Много впереди хороших встреч,
Но мы будем помнить и беречь
Новогодний зал,
Милые глаза,
Институт.

Вообще странное чувство вызвала бы у современного читателя эта (да и не только эта, а все тогдашние) публикация в «Ленинце»; скорее, не сама даже публикация, а подпись: «Юрий Визбор и Юрий Ряшенцев, студенты литературного факультета». Это примерно как прочесть в газете такое: «Александр Пушкин и Антон Дельвиг, ученики Царскосельского лицея». Когда знаешь, кем потом станут эти «ученики» и «студенты» (мы, разумеется, не сравниваем масштаб дарований, это было бы некорректно), то с особой силой ощущаешь хранимый пожелтевшей бумагой аромат времени, когда ни один читатель в большой стране, ни сами юноши не знают ещё о том, что ждёт их впереди.

Музыку к стихам скомпоновал Красновский, использовав в запеве мелодию одного из номеров репертуара известного в Москве оркестра Фрумкина. Володя говорил, что это блюз композитора Семёнова. Чужую мелодию Мэп чуть-чуть сварьировал, а музыку для припева сочинил сам. Надо отдать ему должное: чужая музыка звучит с этими незатейливыми стихами как «своя», а когда её поёт сам Визбор, его неповторимые интонации придают песне особую лирическую проникновенность. Правда, Ряшенцев по прошествии нескольких десятилетий выскажется о песне скептически. А вот Светлана Богдасарова и много лет спустя называет её шедевром. Песня же настолько «прижилась» в институте, что поначалу пелась на сцене и напевалась в коридорах непрестанно, а со временем стала восприниматься как гимн вуза. Именно как «Гимн МГПИ» она была напечатана в «Ленинце» ещё раз, спустя шесть лет после того, как курс Визбора выпустился из стен института. А от гимна не требуется, чтобы его текст являл собой верх поэтического искусства. Его назначение иное: выразить чувства многих людей, объединить их с помощью слова и мелодии. С этой миссией песня Визбора — Ряшенцева — Красновского справлялась идеально.

Так вот, песня — свидетель того, что свое распределение иначе чем дальний путь (неважно, на Дальний Восток или на Север…) Визбор и не представлял. И теперь авторам гимна пора было начинать паковать чемоданы.

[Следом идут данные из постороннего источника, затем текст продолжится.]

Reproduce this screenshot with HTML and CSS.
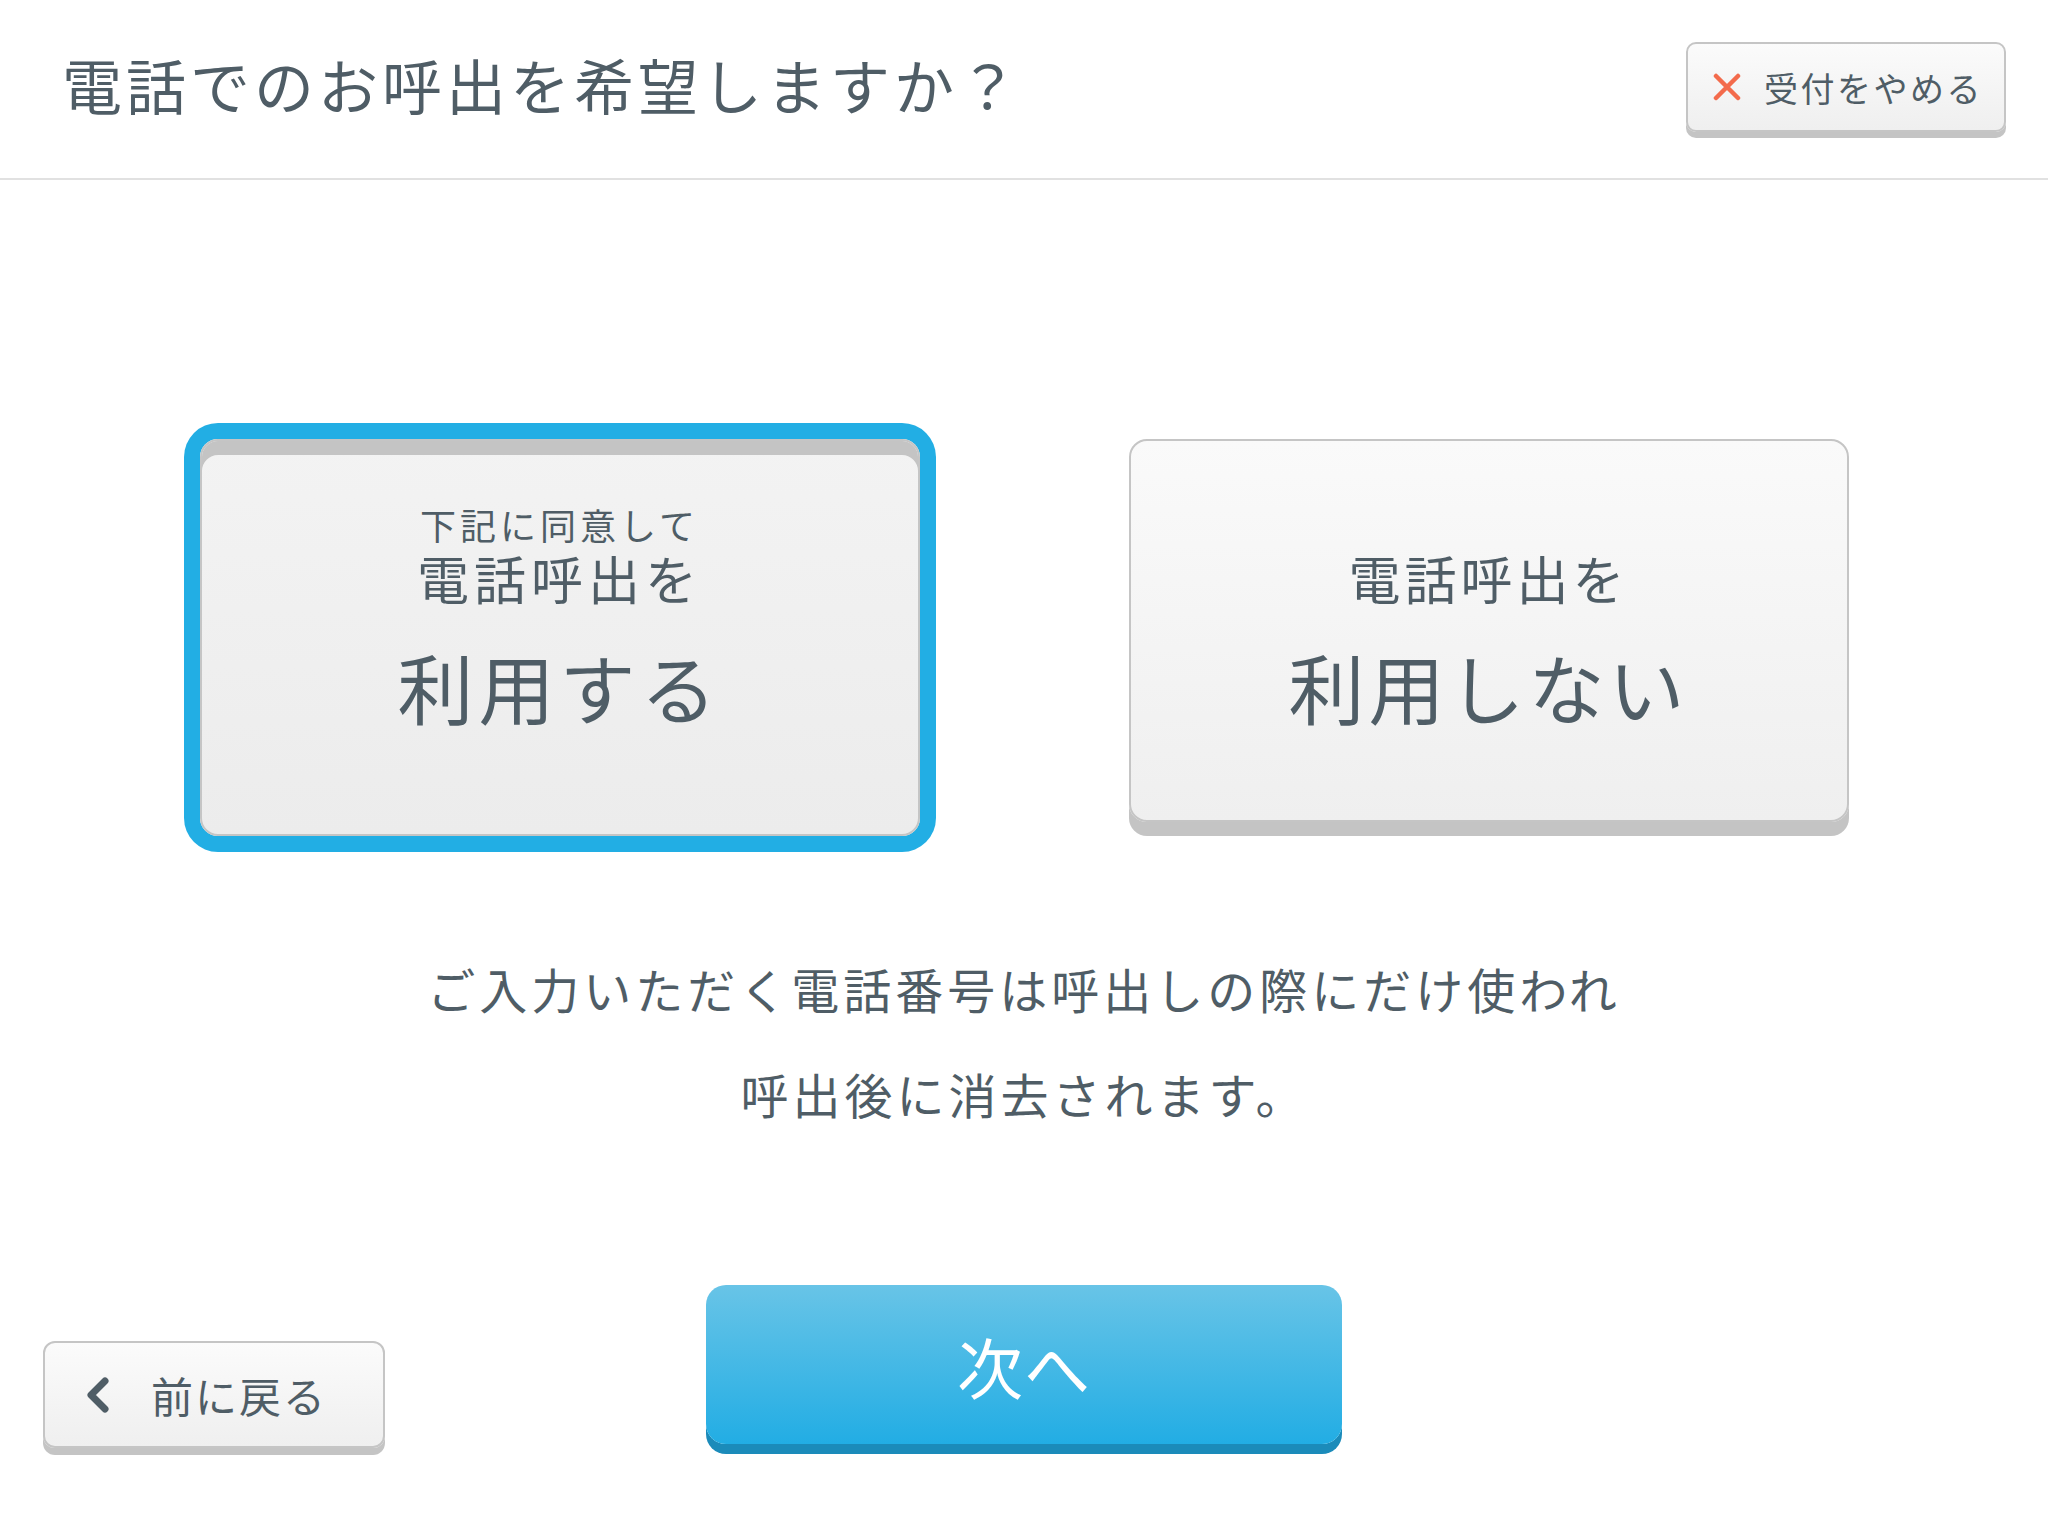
FILE: index.html
```html
<!DOCTYPE html>
<html lang="ja">
<head>
  <meta charset="UTF-8">
  <title>電話呼出の確認</title>
  <link rel="stylesheet" href="styles.css">
</head>
<body>
  <header class="topbar">
    <h1 class="title">電話でのお呼出を希望しますか？</h1>
    <button class="cancel-button" type="button">
      <svg class="cancel-icon" viewBox="0 0 28 28">
        <path d="M3 3 L25 25 M25 3 L3 25" />
      </svg>
      <span>受付をやめる</span>
    </button>
  </header>

  <main class="content">
    <div class="choices">
      <button class="choice selected" type="button">
        <span class="choice-note">下記に同意して</span>
        <span class="choice-lead">電話呼出を</span>
        <span class="choice-main">利用する</span>
      </button>
      <button class="choice plain" type="button">
        <span class="choice-lead">電話呼出を</span>
        <span class="choice-main">利用しない</span>
      </button>
    </div>

    <p class="notice">ご入力いただく電話番号は呼出しの際にだけ使われ<br>呼出後に消去されます。</p>
  </main>

  <footer class="footer">
    <button class="back-button" type="button">
      <svg class="back-icon" viewBox="0 0 22 36">
        <path d="M18 4 L4 18 L18 32" />
      </svg>
      <span>前に戻る</span>
    </button>
    <button class="next-button" type="button">次へ</button>
    <div></div>
  </footer>
</body>
</html>
```

FILE: styles.css
```css
:root {
  --text: #4f5d66;
  --blue: #22aee4;
  --edge: #c5c5c5;
  --ledge: #c4c4c4;
}
body {
  margin: 0;
  width: 2048px;
  height: 1536px;
  background: #fff;
  color: var(--text);
  font-family: "Noto Sans CJK JP", "Noto Sans", sans-serif;
  overflow: hidden;
}
button {
  font-family: inherit;
  color: inherit;
  cursor: pointer;
  padding: 0;
}

/* header */
.topbar {
  height: 178px;
  border-bottom: 2px solid #e1e1e1;
  display: flex;
  align-items: center;
  justify-content: space-between;
  padding: 0 42px 0 62px;
}
.title {
  margin: 0;
  font-size: 60px;
  font-weight: 400;
  letter-spacing: 4px;
  line-height: 1;
  margin-top: -10px;
}
.cancel-button {
  width: 320px;
  height: 90px;
  margin-top: -4px;
  border: 2px solid var(--edge);
  border-radius: 10px;
  background: linear-gradient(#fbfbfb, #efefef);
  box-shadow: 0 6px 0 var(--ledge);
  display: flex;
  align-items: center;
  padding-left: 25px;
  gap: 23px;
  font-size: 34px;
  letter-spacing: 2.5px;
}
.cancel-icon {
  width: 28px;
  height: 28px;
  fill: none;
  stroke: #f36b4c;
  stroke-width: 4.5;
  stroke-linecap: round;
}

/* choice cards */
.choices {
  display: flex;
  justify-content: center;
  align-items: flex-start;
  gap: 209px;
  margin-top: 259px;
}
.choice {
  width: 720px;
  height: 383px;
  border: 2px solid var(--edge);
  border-radius: 18px;
  background: linear-gradient(#fafafa, #efefef);
  box-shadow: 0 14px 0 var(--ledge);
  display: flex;
  flex-direction: column;
  align-items: center;
  padding-top: 61px;
  box-sizing: border-box;
}
.choice.plain {
  padding-top: 105px;
}
.choice.selected {
  height: 397px;
  background: linear-gradient(#f3f3f3, #ececec);
  box-shadow: inset 0 14px 0 var(--ledge), 0 0 0 16px var(--blue);
}
.choice-note {
  font-size: 36px;
  line-height: 44px;
  letter-spacing: 4px;
}
.choice-lead {
  font-size: 52px;
  line-height: 64px;
  letter-spacing: 5px;
}
.choice-main {
  font-size: 76px;
  line-height: 100px;
  margin-top: 26px;
  letter-spacing: 5px;
}
.plain .choice-lead,
.plain .choice-main {
  letter-spacing: 4px;
}

/* notice */
.notice {
  margin: 100px 0 0;
  text-align: center;
  font-size: 48px;
  line-height: 105px;
  letter-spacing: 4px;
}

/* footer */
.footer {
  display: grid;
  grid-template-columns: 1fr auto 1fr;
  align-items: start;
  padding: 0 43px;
  margin-top: 139px;
}
.back-button {
  justify-self: start;
  width: 342px;
  height: 107px;
  margin-top: 56px;
  border: 2px solid var(--edge);
  border-radius: 12px;
  background: linear-gradient(#fbfbfb, #efefef);
  box-shadow: 0 7px 0 var(--ledge);
  display: flex;
  align-items: center;
  padding-left: 42px;
  gap: 42px;
  font-size: 42px;
  letter-spacing: 2px;
}
.back-icon {
  width: 22px;
  height: 36px;
  fill: none;
  stroke: var(--text);
  stroke-width: 7;
  stroke-linecap: round;
  stroke-linejoin: round;
}
.next-button {
  width: 636px;
  height: 159px;
  border: none;
  border-radius: 20px;
  background: linear-gradient(#68c4e7, #22ade4);
  box-shadow: 0 10px 0 #1b8bba;
  color: #fff;
  font-size: 66px;
  letter-spacing: 1px;
}
```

«О ЧЁМ НОЧАМИ ГРУСТИШЬ, СЕРЖАНТ?»

Пока Визбор и Красновский были ещё в Москве, Ада сочинила песенку «Печора», в которой в шутку пофантазировала о будущей жизни друзей на Севере. «Ну и злющая же ты», — в унисон сказали они, послушав это «пророчество»:

Там в океан течёт Печора,
Там только ледяные горы,
Там стужа люта в январе,
Нехорошо зимой в тундре.
С гитарой, злой и невесёлый,
Худой Красновский бродит там,
Играет с чувством «Баркароллу»
Тюленям глупым и моржам.
В сугробах утопают избы,
Там день и ночь туман седой,
И бродит там голодный Визбор
С огромной рыжей бородой.

В песне получалось забавно (да ещё так мастерски зарифмована здесь фамилия друга!). Визбор её хорошо запомнил, что видно уже из первого его письма Аде: «Живёт здесь не успевший обрасти Визбор и не успевший похудеть Красновский». Но если без шуток, как всё вышло на самом деле?

Началось всё с обычной неразберихи, какой хватает, наверное, повсюду. И даже на Севере. Погрузившись на Ярославском вокзале в поезд Москва — Воркута, ребята доехали до Котласа, который показался Визбору «большой деревней», и пошли в управление железной дороги. Похоже, оно тут, при отсутствии прочего транспорта и при больших северных расстояниях, и «делало погоду». Во всяком случае, ведало школами. Вдруг выясняется, что школа в Вельске (небольшой райцентр), куда ребят распределили в Москве… ещё не построена! Что делать? Мелькнула было предательская мыслишка: а не вернуться ли, воспользовавшись вполне законным предлогом, опять в Москву? Но представили, как отнесутся к их возвращению ребята, как искоса глянут на двух незадачливых педагогов, позорно сбежавших с Севера назад, к привычным благам столичной цивилизации… Ведь никто не поверит, что там и вправду не нашлось работы. Нет уж, остаёмся. Но где всё же работать?